• DIRECTIVE:
From the listing below, pull out every line where the string "screenshot" appears.

• Data entries:
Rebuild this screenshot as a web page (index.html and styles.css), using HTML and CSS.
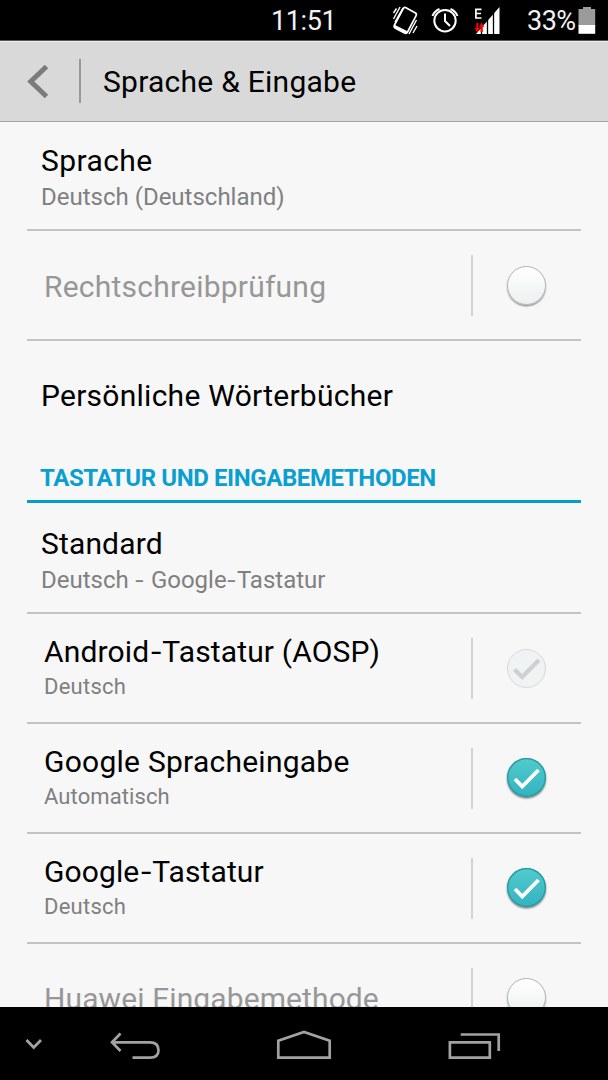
FILE: index.html
```
<!DOCTYPE html>
<html lang="de">
<head>
<meta charset="utf-8">
<title>Sprache &amp; Eingabe</title>
<link rel="stylesheet" href="styles.css">
</head>
<body>
<div class="screen">
  <div class="status">
    <span class="clock">11:51</span>
    <svg class="status-icons" width="112" height="41" viewBox="0 0 112 41">
      <g fill="none" stroke="#fff" stroke-width="1.7">
        <path d="M14.500 7.500L24.500 13Q26 14 25 15.800L16.500 32Q15.500 34 13.500 33L4 28Q2.500 27 3.500 25L12 9Q13 7 14.500 7.500Z"/>
        <path d="M2.500 13L5.500 8.500M2.500 19L9 7M4 22L12 8" stroke-width="1.400"/>
        <path d="M25.500 20L18 34M26 26L22 33" stroke-width="1.400"/>
      </g>
      <path d="M4 25L17 31.500L15.500 34L3 27.500Z" fill="#fff"/>
      <g fill="none" stroke="#fff" stroke-width="2">
        <circle cx="54" cy="20.700" r="10.700"/>
        <path d="M54 13.500V21L59 26"/>
        <path d="M41.500 16Q43.500 11 48.500 9M59.500 9Q64.500 11 66.500 16"/>
      </g>
      <path d="M85 9.300H90.500M85 13.500H90M85 18H90.500M84.900 8.500V18.800" stroke="#fff" stroke-width="1.700" fill="none"/>
      <path d="M85 34L108.500 7V34Z" fill="#fff"/>
      <path d="M90.500 23V34M96.500 17V34M102.500 11V34" stroke="#000" stroke-width="1.300"/>
      <path d="M85.300 23H87.500V28H89L86.300 32.500L83.500 28H85.300ZM88 27L90.500 22.500L93.300 27H91.800V32H89.500V27Z" fill="#f00"/>
    </svg>
    <span class="percent">33%</span>
    <svg class="battery" width="18" height="41" viewBox="0 0 18 41">
      <path d="M.5 9H5V7H13V9H17.200V26H.5Z" fill="#9b9b9b"/>
      <path d="M.5 25H17.200V33.800H.5Z" fill="#fff"/>
    </svg>
  </div>

  <div class="header">
    <svg class="back" width="24" height="38" viewBox="0 0 24 38"><path d="M20.500 3.500L4.800 18.500L20.500 33.500" fill="none" stroke="#7b7b7b" stroke-width="5"/></svg>
    <span class="header-line"></span>
    <h1 class="heading">Sprache &amp; Eingabe</h1>
  </div>

  <div class="list">
    <div class="row plain"><div class="texts"><div class="title t-sprache">Sprache</div><div class="sub">Deutsch (Deutschland)</div></div></div>
    <div class="row single"><div class="texts"><div class="title disabled t-recht">Rechtschreibprüfung</div></div><div class="control"><span class="check empty"></span></div></div>
    <div class="row personal"><div class="title t-pers">Persönliche Wörterbücher</div></div>
    <div class="section"><span class="section-text">TASTATUR UND EINGABEMETHODEN</span></div>
    <div class="row standard"><div class="texts"><div class="title t-std">Standard</div><div class="sub">Deutsch <span class="hyphen">-</span> Google<span class="hyphen">-</span>Tastatur</div></div></div>
    <div class="row method"><div class="texts"><div class="title t-aosp">Android<span class="hyphen">-</span>Tastatur (AOSP)</div><div class="sub small">Deutsch</div></div><div class="control"><span class="check locked"><svg width="39" height="39" viewBox="0 0 39 39"><path d="M7.500 20.500L15.200 28L32 11" fill="none" stroke="#d0d0d0" stroke-width="4.400"/></svg></span></div></div>
    <div class="row method"><div class="texts"><div class="title t-voice">Google Spracheingabe</div><div class="sub small auto">Automatisch</div></div><div class="control"><span class="check on"><svg width="39" height="39" viewBox="0 0 39 39"><path d="M8 21L15.200 28.500L31.500 12" fill="none" stroke="#fff" stroke-width="3.800"/></svg></span></div></div>
    <div class="row method"><div class="texts"><div class="title t-gkey">Google<span class="hyphen">-</span>Tastatur</div><div class="sub small">Deutsch</div></div><div class="control"><span class="check on"><svg width="39" height="39" viewBox="0 0 39 39"><path d="M8 21L15.200 28.500L31.500 12" fill="none" stroke="#fff" stroke-width="3.800"/></svg></span></div></div>
    <div class="row method last"><div class="texts"><div class="title disabled t-huawei">Huawei Eingabemethode</div></div><div class="control"><span class="check empty"></span></div></div>
  </div>

  <svg class="nav" width="608" height="73" viewBox="0 0 608 73">
    <g fill="none" stroke="#a2a2a2" stroke-width="2.700">
      <path d="M26.500 33L33.700 40.500L41 33" stroke-width="2.800"/>
      <path d="M120.500 26.500L112 35.300L120.500 44M112 35.300H150Q158.500 35.300 158.500 43.300Q158.500 50.700 150 50.700H132.500"/>
      <path d="M278.300 50.600V33.700L304 25L329.700 33.700V50.600Z"/>
      <path d="M449.900 35.300H489.800V50.600H449.900ZM460.700 27.500H498.700V44"/>
    </g>
  </svg>
</div>
</body>
</html>
```
FILE: styles.css
```
* { box-sizing: border-box; }
body { margin: 0; font-family: Roboto, "Liberation Sans", sans-serif; }
.screen { width: 608px; height: 1080px; overflow: hidden; display: flex; flex-direction: column; background: #f7f7f7; }
.status { height: 41px; flex: none; display: flex; align-items: center; background: #000; color: #f2f2f2; border-bottom: 1px solid #555; font-size: 27px; line-height: 41px; }
.clock { width: 65px; margin-left: 271px; white-space: nowrap; letter-spacing: -.4px; padding-top: 3px; }
.status-icons { margin-left: 55px; flex: none; }
.percent { width: 50px; margin-left: 24px; white-space: nowrap; padding-top: 3px; letter-spacing: -.5px; }
.battery { margin-left: 1px; flex: none; }
.header { height: 81px; flex: none; display: flex; align-items: center; background: #d9d9d9; border-top: 1px solid #eee; border-bottom: 1px solid #a5a5a5; }
.back { margin-left: 26px; }
.header-line { width: 2px; height: 44px; margin-left: 29px; margin-bottom: 1px; background: #999; }
.heading { margin: 1px 0 0 22px; font-size: 30px; font-weight: 400; line-height: 36px; letter-spacing: .25px; white-space: nowrap; }
.list { height: 885px; flex: none; overflow: hidden; padding: 0 27px; }
.row { display: flex; height: 110px; border-bottom: 2px solid #c4c4c4; }
.plain { height: 109px; padding: 21px 14px 0; }
.single { padding-left: 17px; }
.single .texts { padding-top: 38px; }
.personal { padding: 37px 14px 0; border: 0; }
.standard { height: 111px; padding: 23px 14px 0; }
.method { padding-left: 17px; }
.method .texts { padding-top: 20px; }
.last { border: 0; }
.last .texts { padding-top: 37px; }
.texts { flex: 1; white-space: nowrap; }
.title { font-size: 30px; line-height: 36px; color: #000; white-space: nowrap; }
.t-sprache { letter-spacing: .4px; }
.t-recht { letter-spacing: .22px; }
.t-pers { letter-spacing: .26px; }
.t-std { letter-spacing: .15px; }
.t-aosp { letter-spacing: .15px; }
.t-voice { letter-spacing: .25px; }
.t-gkey { letter-spacing: .1px; }
.t-huawei { letter-spacing: .1px; }
.title.disabled { color: #979797; }
.sub { margin-top: 3px; font-size: 24px; line-height: 30px; color: #808080; }
.sub.small { margin-top: 2px; font-size: 22px; letter-spacing: .25px; }
.sub.auto { letter-spacing: .1px; }
.hyphen { display: inline-block; margin: 0 .075em; transform: scaleX(1.25); }
.section { height: 52px; padding: 12px 13px 0; border-bottom: 3px solid #0a9bcb; color: #0a9fd0; font-size: 24px; line-height: 30px; font-weight: 700; letter-spacing: -.4px; white-space: nowrap; }
.control { width: 110px; height: 61px; margin-top: 24px; border-left: 2px solid #d2d2d2; padding: 11px 0 0 34px; }
.method .control { padding-top: 10px; }
.check { display: block; width: 39px; height: 39px; border-radius: 50%; }
.check svg { display: block; }
.empty { background: linear-gradient(#fff, #edf0f0); border: 1.500px solid #b4b4b4; box-shadow: 0 1.500px 1.500px #999; }
.locked { background: #f0f3f3; border: 1px solid #d8d8d8; margin-top: 1px; }
.locked svg { margin: -1px; }
.on { background: linear-gradient(#53cbcc, #32b2c2); box-shadow: inset 0 0 0 1.300px #259a9c, 0 1.500px 2px #777; }
.nav { display: block; flex: none; background: #000; }
```
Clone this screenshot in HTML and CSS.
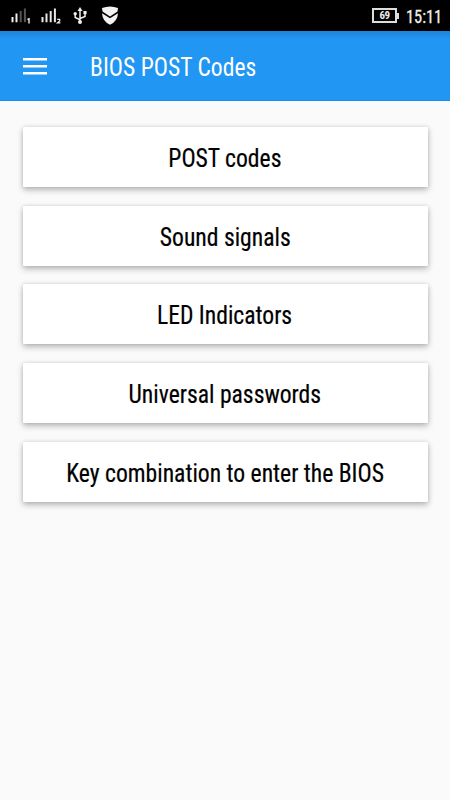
FILE: index.html
```html
<!DOCTYPE html>
<html lang="en">
<head>
    <meta charset="UTF-8">
    <meta name="viewport" content="width=device-width, initial-scale=1.0">
    <title>BIOS POST Codes</title>
    <link rel="stylesheet" href="styles.css">
</head>
<body>
    <div class="status-bar">
        <svg class="signal" width="20" height="18" viewBox="0 0 20 18">
            <path d="M.5 10h2v5.200h-2zM4.500 6.500h2v8.700h-2z" fill="#eee"/>
            <path d="M8.700 4h2v11.200h-2zM12.900 1.500h2v13.700h-2z" fill="#555"/>
            <path d="M16.500 12.500l1.500-.7V16.500" fill="none" stroke="#eee" stroke-width="1.400"/>
        </svg>
        <svg class="signal" width="20" height="18" viewBox="0 0 20 18">
            <path d="M.5 10h2v5.200h-2zM4.500 6.500h2v8.700h-2zM8.700 4h2v11.200h-2zM12.900 1.500h2v13.700h-2z" fill="#e8e8e8"/>
            <path d="M16.200 12.300h2.500v1.600l-2.300 2h3" fill="none" stroke="#eee" stroke-width="1.200"/>
        </svg>
        <svg class="usb" width="15" height="18" viewBox="0 0 15 18">
            <path d="M7 3v12M7 12.800L2.200 10.500V7M7 11.500l5-2V6" fill="none" stroke="#eee" stroke-width="1.500"/>
            <path d="M7 0l2.500 4h-5z" fill="#eee"/>
            <circle cx="2.200" cy="6.700" r="1.700" fill="#eee"/>
            <path d="M10.400 4h3.200v3.200h-3.200z" fill="#eee"/>
            <circle cx="7" cy="15" r="2" fill="#eee"/>
        </svg>
        <svg class="shield" width="18" height="20" viewBox="0 0 18 20">
            <path d="M1 2Q9-1 17 2l-.5 3.500L9 10.500 1.500 5.500z" fill="#f2f2f2"/>
            <path d="M1 7.300L9 12.300l8-5Q16.500 15.500 9 18.800 1.500 15.500 1 7.300z" fill="#f2f2f2"/>
        </svg>
        <div class="battery">69</div>
        <div class="clock">15:11</div>
    </div>
    <div class="toolbar">
        <svg class="menu-icon" width="24" height="18" viewBox="0 0 24 18">
            <path d="M0 0h24v2.500H0zM0 7h24v2.500H0zM0 14h24v2.500H0z" fill="#fff"/>
        </svg>
        <h1>BIOS POST Codes</h1>
    </div>
    <div class="menu-list">
        <button class="btn"><span>POST codes</span></button>
        <button class="btn"><span>Sound signals</span></button>
        <button class="btn"><span>LED Indicators</span></button>
        <button class="btn"><span>Universal passwords</span></button>
        <button class="btn"><span>Key combination to enter the BIOS</span></button>
    </div>
</body>
</html>
```
FILE: styles.css
```css
body{
    margin: 0;
    height: 800px;
    overflow: hidden;
    background-color: #fafafa;
    font-family: "Roboto Condensed", Roboto, sans-serif;
    font-stretch: 75%;
}
.status-bar{
    display: flex;
    box-sizing: border-box;
    height: 31px;
    padding: 7px 8px 0 11px;
    background-color: #000;
    color: #eee;
}
.signal{
    margin-right: 10px;
}
.usb{
    margin-left: 2px;
}
.shield{
    margin: -1px 0 0 13px;
}
.battery{
    position: relative;
    box-sizing: border-box;
    width: 25px;
    height: 15px;
    margin: 1px 0 0 auto;
    border: 2px solid #ddd;
    font-size: 11px;
    font-weight: 700;
    line-height: 12px;
    letter-spacing: -.5px;
    text-align: center;
}
.battery::after{
    content: "";
    position: absolute;
    top: 3px;
    right: -4px;
    width: 2px;
    height: 6px;
    background-color: #ddd;
}
.clock{
    width: 36px;
    margin-left: 9px;
    font-size: 19px;
    line-height: 19px;
    transform: scaleX(.86);
    transform-origin: left;
    -webkit-text-stroke: .3px #eee;
}
.toolbar{
    display: flex;
    align-items: center;
    box-sizing: border-box;
    height: 70px;
    padding: 3px 23px 0;
    background: linear-gradient(#1f82d3, #2196f3 8px);
    border-bottom: 1px solid #1b8fec;
    color: #fff;
}
h1{
    margin: 2px 0 0 43px;
    font-size: 25px;
    font-weight: 400;
    line-height: 30px;
    transform: scaleX(.945);
    transform-origin: left;
}
.menu-list{
    display: flex;
    flex-direction: column;
    gap: 18.75px;
    padding: 25.75px 22.5px 0;
}
.btn{
    height: 60px;
    padding: 3px 0 0;
    border: 0;
    border-radius: 1px;
    background-color: #fff;
    box-shadow: 0 3px 6px rgba(0,0,0,.26), 0 0 4px rgba(0,0,0,.12);
    color: #000;
    font: inherit;
    font-size: 25px;
}
.btn span{
    display: inline-block;
    transform: scaleX(.945);
    -webkit-text-stroke: .2px #000;
}
```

• SOLUTION FOR THIS EXERCISE:
Rebuild this screenshot as a web page (index.html and styles.css), using HTML and CSS.
Clone this screenshot in HTML and CSS.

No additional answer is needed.